Arguably, some of the best work on the topic was produced by Norwegian researchers Åse Gilje Østensen and Tor Bukkvoll, well before PMCs became the hot topic they are today. My first two recommendations are authored by them. Their 2020 paper The Emergence of Russian Private Military Companies: A New Tool of Clandestine Warfare provides a thorough overview of the landscape and issues surrounding Russian PMCs. The second paper — Private military companies – Russian great power politics on the cheap? — was published in 2022, covers some of the same ground, but focuses more on the rationale behind the Russian state using them. If you only read two papers on the topic, then you could do worse than picking these two.
Much better known in Western policy circles is the work of Kimberley Marten — another scholar whose research precedes the contemporary media circus around the topic. Her 2019 paper Russia’s use of semi-state security forces: the case of the Wagner Group focuses (as the title suggests!) more specifically on Wagner. It is a little bit more descriptive than the work of Østensen and Bukkvoll, but no less worth your time as a result, and goes into depth on Wagner operations up to that point in Nigeria, Ukraine, Syria, Sudan, and the Central African Republic. Her 2018 article The Puzzle of Russian Behavior in Deir Al-Zour for War on the Rocks is also valuable for shedding light on how PMCs and formal parts of the Russian state do not exactly work in perfect harmony all the time.

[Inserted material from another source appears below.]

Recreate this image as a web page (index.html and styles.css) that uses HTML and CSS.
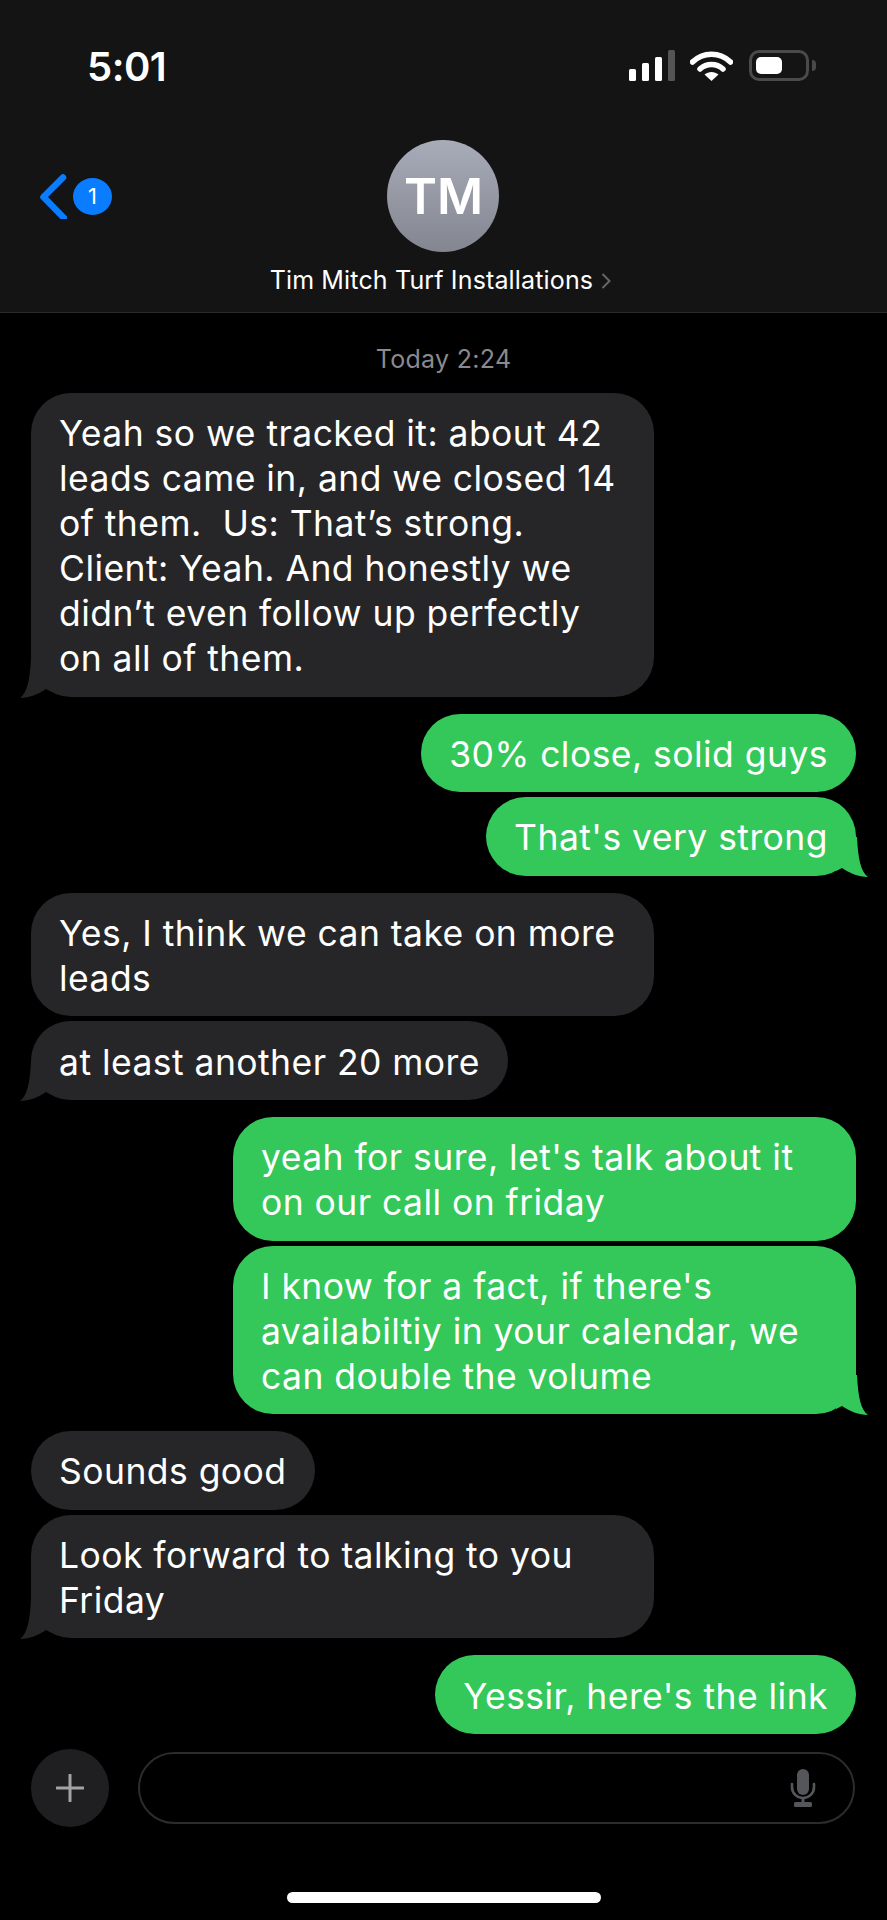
FILE: index.html
```html
<!DOCTYPE html>
<html lang="en">
<head>
  <meta charset="UTF-8">
  <title>Tim Mitch Turf Installations</title>
  <link rel="stylesheet" href="styles.css">
</head>
<body>
<div class="phone">
  <header class="top">
    <div class="status">
      <div class="time">5:01</div>
      <div class="status-icons">
        <svg class="signal" width="46" height="31" viewBox="0 0 46 31">
          <rect x="0" y="19" width="7" height="12" rx="1.5" fill="#fff"/>
          <rect x="13" y="13" width="7" height="18" rx="1.5" fill="#fff"/>
          <rect x="26" y="7" width="7" height="24" rx="1.5" fill="#fff"/>
          <rect x="39" y="0" width="7" height="31" rx="1.5" fill="#555"/>
        </svg>
        <svg class="wifi" width="43" height="31" viewBox="0 0 43 31">
          <path d="M2.5 12 C13 1.5 30 1.5 40.5 12" fill="none" stroke="#fff" stroke-width="5.5" stroke-linecap="round"/>
          <path d="M10 19 C16.5 13 26.5 13 33 19" fill="none" stroke="#fff" stroke-width="5.5" stroke-linecap="round"/>
          <path d="M14.5 24.5 C18.5 21 24.5 21 28.5 24.5 L21.5 31 Z" fill="#fff"/>
        </svg>
        <div class="battery">
          <div class="battery-level"></div>
        </div>
        <div class="battery-nub"></div>
      </div>
    </div>
    <div class="nav">
      <div class="back">
        <svg width="28" height="45" viewBox="0 0 28 45">
          <path d="M24 3.5 L4.5 23 L26 45" fill="none" stroke="#0a7cff" stroke-width="6.5" stroke-linecap="round" stroke-linejoin="round"/>
        </svg>
        <span class="badge">1</span>
      </div>
      <div class="contact">
        <div class="avatar">TM</div>
        <div class="name">Tim Mitch Turf Installations
          <svg class="name-arrow" width="10" height="16" viewBox="0 0 10 16">
            <path d="M1.5 1 L8.5 8 L1.5 15" fill="none" stroke="#666" stroke-width="2"/>
          </svg>
        </div>
      </div>
    </div>
  </header>

  <main class="thread">
    <div class="stamp">Today 2:24</div>

    <div class="msg in tail">Yeah so we tracked it: about 42 leads came in, and we closed 14 of them.  Us: That’s strong. Client: Yeah. And honestly we didn’t even follow up perfectly on all of them.<svg class="tail-shape" width="32" height="40" viewBox="0 0 32 40"><path d="M32 0 L32 34 L26 31 C19 36 9 40 0 40 C7 35 10 22 11 0 Z"/></svg></div>

    <div class="msg out group">30% close, solid guys</div>
    <div class="msg out tail">That's very strong<svg class="tail-shape" width="32" height="40" viewBox="0 0 32 40"><path d="M0 0 L0 34 L6 31 C13 36 23 40 32 40 C25 35 22 22 21 0 Z"/></svg></div>

    <div class="msg in group">Yes, I think we can take on more leads</div>
    <div class="msg in tail">at least another 20 more<svg class="tail-shape" width="32" height="40" viewBox="0 0 32 40"><path d="M32 0 L32 34 L26 31 C19 36 9 40 0 40 C7 35 10 22 11 0 Z"/></svg></div>

    <div class="msg out group">yeah for sure, let's talk about it on our call on friday</div>
    <div class="msg out tail">I know for a fact, if there's availabiltiy in your calendar, we can double the volume<svg class="tail-shape" width="32" height="40" viewBox="0 0 32 40"><path d="M0 0 L0 34 L6 31 C13 36 23 40 32 40 C25 35 22 22 21 0 Z"/></svg></div>

    <div class="msg in group">Sounds good</div>
    <div class="msg in tail">Look forward to talking to you Friday<svg class="tail-shape" width="32" height="40" viewBox="0 0 32 40"><path d="M32 0 L32 34 L26 31 C19 36 9 40 0 40 C7 35 10 22 11 0 Z"/></svg></div>

    <div class="msg out group">Yessir, here's the link</div>
  </main>

  <footer class="composer">
    <div class="plus">
      <svg width="28" height="28" viewBox="0 0 28 28">
        <path d="M14 1 V27 M1 14 H27" stroke="#a3a3a5" stroke-width="3" stroke-linecap="round"/>
      </svg>
    </div>
    <div class="input">
      <svg width="26" height="38" viewBox="0 0 26 38">
        <rect x="7" y="0" width="12" height="26" rx="6" fill="#55565a"/>
        <path d="M2 15 V18 C2 24.5 7 29 13 29 C19 29 24 24.5 24 18 V15" fill="none" stroke="#55565a" stroke-width="2.6" stroke-linecap="round"/>
        <path d="M13 29 V34" stroke="#55565a" stroke-width="3"/>
        <rect x="4" y="33" width="18" height="5" rx="1.5" fill="#55565a"/>
      </svg>
    </div>
  </footer>

  <div class="home-row">
    <div class="home-bar"></div>
  </div>
</div>
</body>
</html>
```

FILE: styles.css
```css
* {
  box-sizing: border-box;
}
body {
  margin: 0;
  background: #000;
  font-family: Inter, 'Noto Sans', sans-serif;
  color: #fff;
}
.phone {
  width: 887px;
  height: 1920px;
  display: flex;
  flex-direction: column;
  overflow: hidden;
}

/* header */
.top {
  height: 313px;
  flex-shrink: 0;
  background: #141414;
  border-bottom: 1px solid #2a2a2a;
}
.status {
  height: 140px;
  padding: 50px 71px 0 87px;
  display: flex;
  justify-content: space-between;
  align-items: flex-start;
}
.time {
  font-size: 40px;
  font-weight: 600;
  line-height: 34px;
  letter-spacing: -0.5px;
}
.status-icons {
  display: flex;
  align-items: flex-start;
}
.wifi {
  margin-left: 15px;
}
.battery {
  width: 60px;
  height: 31px;
  margin-left: 16px;
  padding: 4px;
  border: 3px solid #4a4a4a;
  border-radius: 10px;
}
.battery-level {
  width: 26px;
  height: 100%;
  background: #fff;
  border-radius: 5px;
}
.battery-nub {
  width: 4px;
  height: 11px;
  margin: 10px 0 0 3px;
  background: #4a4a4a;
  border-radius: 0 4px 4px 0;
}
.nav {
  display: grid;
  grid-template-columns: 1fr auto 1fr;
  padding-left: 39px;
}
.back {
  height: 112px;
  display: flex;
  align-items: center;
  gap: 6px;
}
.badge {
  width: 39px;
  height: 37px;
  border-radius: 50%;
  background: #0a7cff;
  font-size: 22px;
  line-height: 37px;
  text-align: center;
}
.contact {
  display: flex;
  flex-direction: column;
  align-items: center;
  margin-left: -39px;
}
.avatar {
  width: 112px;
  height: 112px;
  border-radius: 50%;
  background: linear-gradient(#a8acb9, #83868f);
  font-size: 50px;
  font-weight: 600;
  line-height: 112px;
  text-align: center;
}
.name {
  margin: 13px 6px 0 0;
  font-size: 25px;
  letter-spacing: 0.15px;
  line-height: 30px;
  white-space: nowrap;
}
.name-arrow {
  margin-left: 1px;
}

/* messages */
.thread {
  flex: 1;
  min-height: 0;
  padding: 0 31px;
  display: flex;
  flex-direction: column;
  align-items: flex-start;
}
.stamp {
  align-self: center;
  margin: 30px 0 18px;
  font-size: 25px;
  letter-spacing: 0.3px;
  line-height: 32px;
  color: #8a8a8e;
}
.msg {
  position: relative;
  max-width: 623px;
  margin-bottom: 5px;
  padding: 18.3px 28px 15.3px;
  border-radius: 40px;
  font-size: 35.5px;
  letter-spacing: 0.45px;
  line-height: 45px;
  white-space: pre-wrap;
}
.in {
  background: #262628;
}
.out {
  align-self: flex-end;
  background: #34c759;
}
.tail {
  margin-bottom: 17px;
}
.tail-shape {
  position: absolute;
  bottom: -1px;
}
.in .tail-shape {
  left: -11px;
  fill: #262628;
}
.out .tail-shape {
  right: -12px;
  fill: #34c759;
}

/* bottom */
.composer {
  display: flex;
  align-items: center;
  flex-shrink: 0;
  gap: 29px;
  height: 78px;
  padding: 0 32px 0 31px;
}
.plus {
  width: 78px;
  height: 78px;
  flex-shrink: 0;
  border-radius: 50%;
  background: #1f1f21;
  display: flex;
  align-items: center;
  justify-content: center;
}
.input {
  flex: 1;
  height: 72px;
  padding-right: 37px;
  border: 2px solid #2c2c2e;
  border-radius: 36px;
  display: flex;
  align-items: center;
  justify-content: flex-end;
}
.home-row {
  height: 93px;
  flex-shrink: 0;
  padding-top: 65px;
}
.home-bar {
  width: 314px;
  height: 11px;
  margin: 0 auto;
  background: #fff;
  border-radius: 6px;
}
```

Another article to consider the question of Russia’s motivations is the 2019 Carnegie publication Mercenaries: Patronage, Geopolitics, and the Wagner Group. I’m not entirely persuaded by the anti-comparison with Western PMCs — which are much more closely linked to Western states than the article implies — but there are plenty of valuable points that warrant consideration in the article.
A more recent publication is one that I’ve featured previously in this newsletter (see the 23 February 2023 edition of Threatologist Eurasia): A 2023 report by the Global Initiative Against Transnational Organized Crime entitled The grey zone: Russia's military, mercenary and criminal engagement in Africa. This is, again, entirely focused on Wagner, and conceptually blurs the lines between PMCs and other parts of the business and media empire run by its owner, Yevgeniy Prigozhin. Nevertheless, it provides a solid overview of Wagner operations across the continent, including shedding light on some lesser-covered areas of activity.
There are more Russian PMCs than Wagner. But there are also non-Russian PMCs operating in Eurasia. Thus, my final recommendation is another War on the Rocks article, this time by Matt Powers, which was published in 2021. Making Sense of Sadat, Turkey’s Private Military Company provides an in-depth look at an important Turkish PMC with links to the Erdoğan government.